1956 film by Fred F. Sears

Inside Detroit is a 1955 American film noir crime film directed by Fred F. Sears and starring Dennis O'Keefe, Pat O'Brien and Tina Carver.

Inside Detroit is centered on corruption within the United Auto Workers union and is loosely adapted from the true tale of the Reuther brothers. The film's sets were designed by the art director Paul Palmentola.

==Plot==
Blair Vickers (O'Keefe) is head of the UAW union whose brother is killed during the bombing of the union headquarters.

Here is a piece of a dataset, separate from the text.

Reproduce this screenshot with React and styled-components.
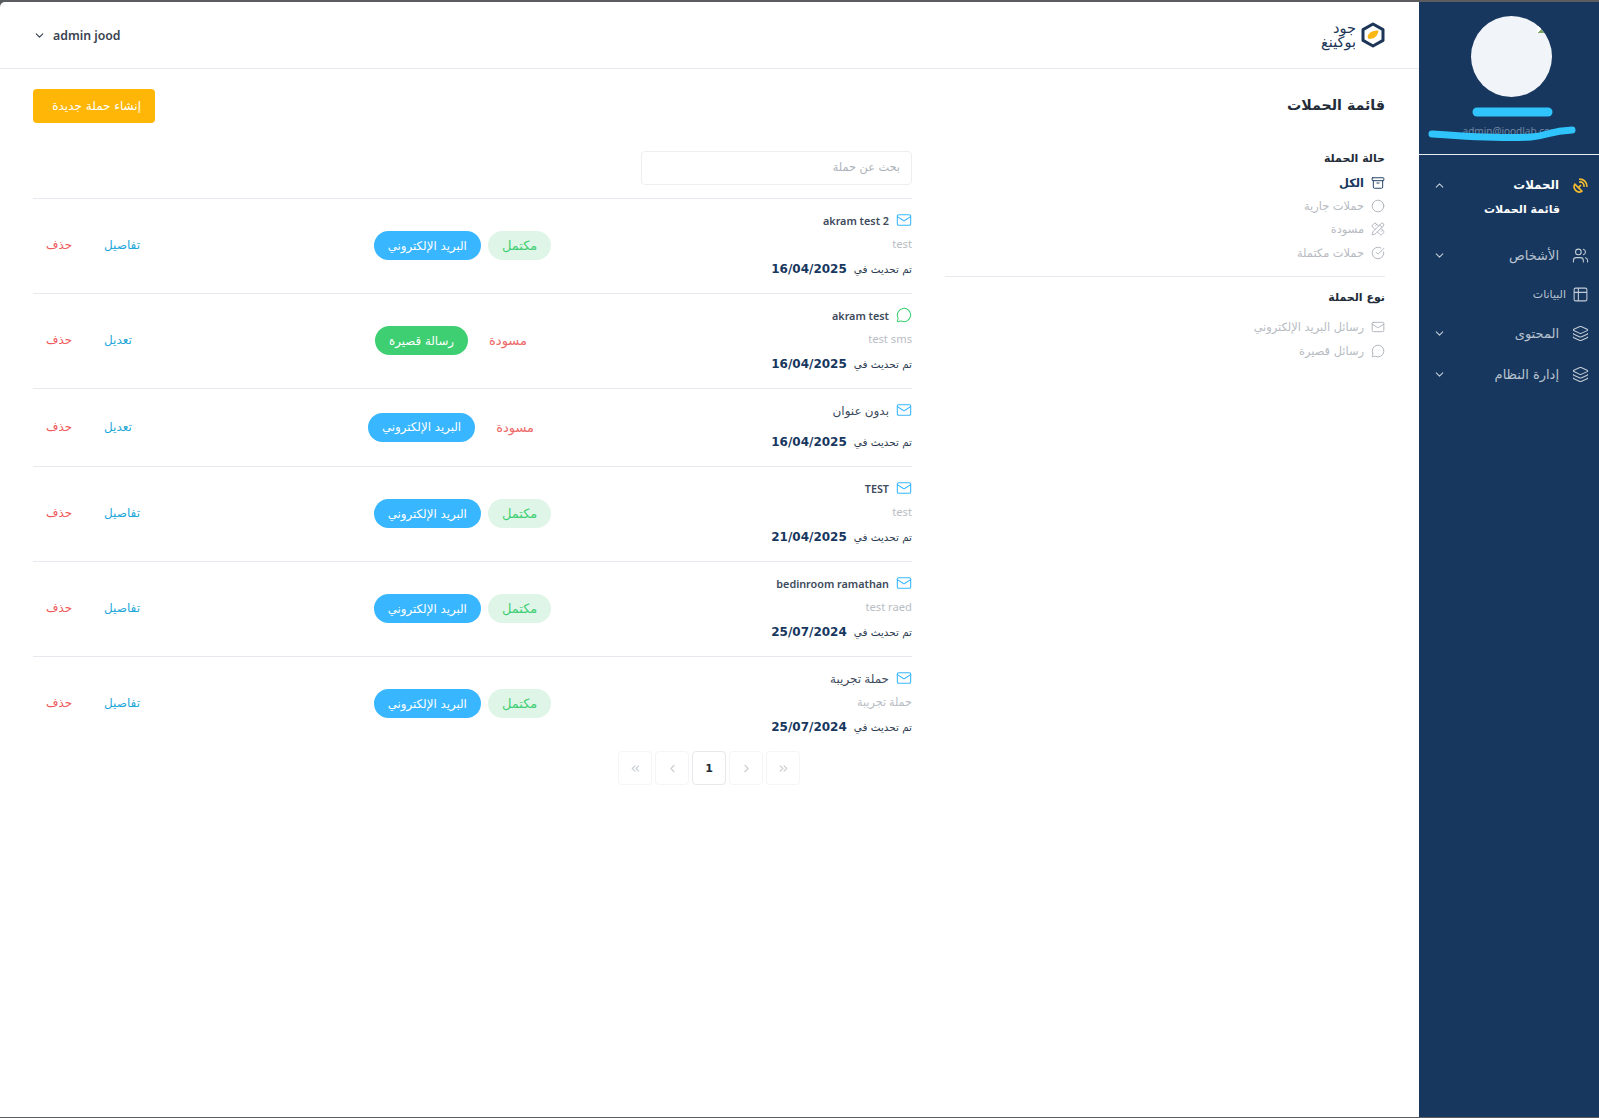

Gus Linden (O'Brien), a gangster determined to gain control of the UAW, is the man behind the bombing.

==Cast==
- Dennis O'Keefe as Blair Vickers
- Pat O'Brien as Gus Linden
- Tina Carver as Joni Calvin
- Margaret Field as Barbara Linden
- Mark Damon as Gregg Linden
- Larry J. Blake as Max Harkness
- Ken Christy as Ben Macauley
- Joe Turkel as Pete Link
- Paul Bryar as Sam Foran
- Robert E. Griffin as Hoagy Mitchell
- Guy Kingsford as Jenkins
- Dick Rich as Toby Gordon
- Norman Leavitt as Preacher Bronislav
- Katherine Warren as Ethel Linden

==Bibliography==
- Spicer, Andrew. Historical Dictionary of Film Noir. Scarecrow Press, 2010.